Other data the hackers posted include a spreadsheet of 1,000 users’ email addresses; usernames; a “TRUE” or “FALSE” flag as to whether they had been verified; their town, state or county, and country; partial phone numbers (the spreadsheet includes the area code and the last few digits of the number); whether the person has multifactor authentication enabled; and the last time they were seen on Discord.
The hackers then posted data related to a specific Discord user with a Coinbase email address. That data included information about their payments for Nitro, Discord’s subscription service; their full phone number; and IP address used. 404 Media corroborated the phone number by searching for it in a tool called OSINT Industries which provided usernames that largely match the name in the email address. Coinbase said in an emailed statement “Coinbase is aware and has investigated. We are not impacted.”

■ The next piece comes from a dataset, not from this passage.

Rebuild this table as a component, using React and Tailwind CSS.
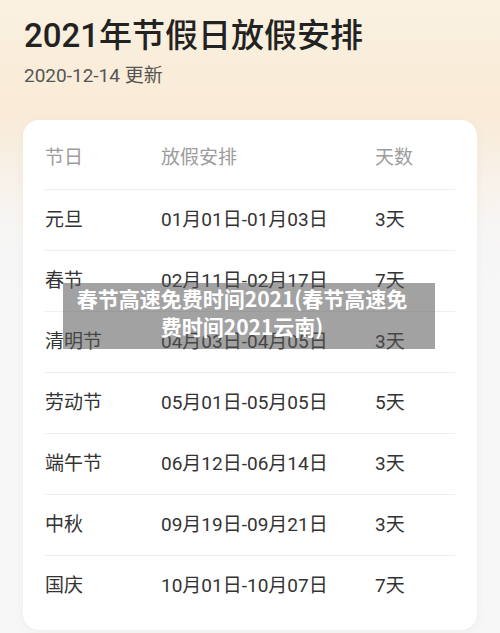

The hackers also posted a screenshot of a customer support interaction of a user who has the same name as the alleged Charlie Kirk shooter, Tyler Robinson. Robinson was previously connected to Discord when he appeared to confess the crime to messages to friends on the app, according to CNN. That screenshot includes the user’s email address, Discord username, and location listed as Salt Lake City, Utah.
Digital rights activists and online speech experts have long warned about this exact scenario: the privacy risks involved in handing over one’s ID to a platform—specifically taking companies at their word that they’re capable of safeguarding users’ data—outweigh any supposed benefits they promise. Those experts have especially included the adult industry, which has been targeted by age verification lobbyists for years, as age verification laws passed across the country beginning in 2022 and have spread to more than 30 states since. Requiring platforms to take visitors’ a government-issued ID or biometric data, including the kinds of selfies that are exposed in this breach, is ineffective at preventing minors from accessing adult material as they’re pushed to more extreme, less regulated or moderated platforms where administrators don’t care about complying with US law (or simply use a VPN). As age verification legislation continues to spread, it’s only become more all-encompassing, requiring all sites and platforms, not just ones that are mostly porn, to verify ages or face heavy fines or jail time.
Discord did not respond to a request for comment.
In an email, a ZenDesk spokesperson told 404 Media “Our investigation indicates this incident did not arise from a vulnerability within Zendesk’s platform. Zendesk’s own systems were not compromised.” In messages with the infosec X account VX-Underground, the hackers reportedly said they compromised an outsourced support agent.
Sam Cole provided additional reporting.
Update: this piece has been updated to include a statement from Coinbase.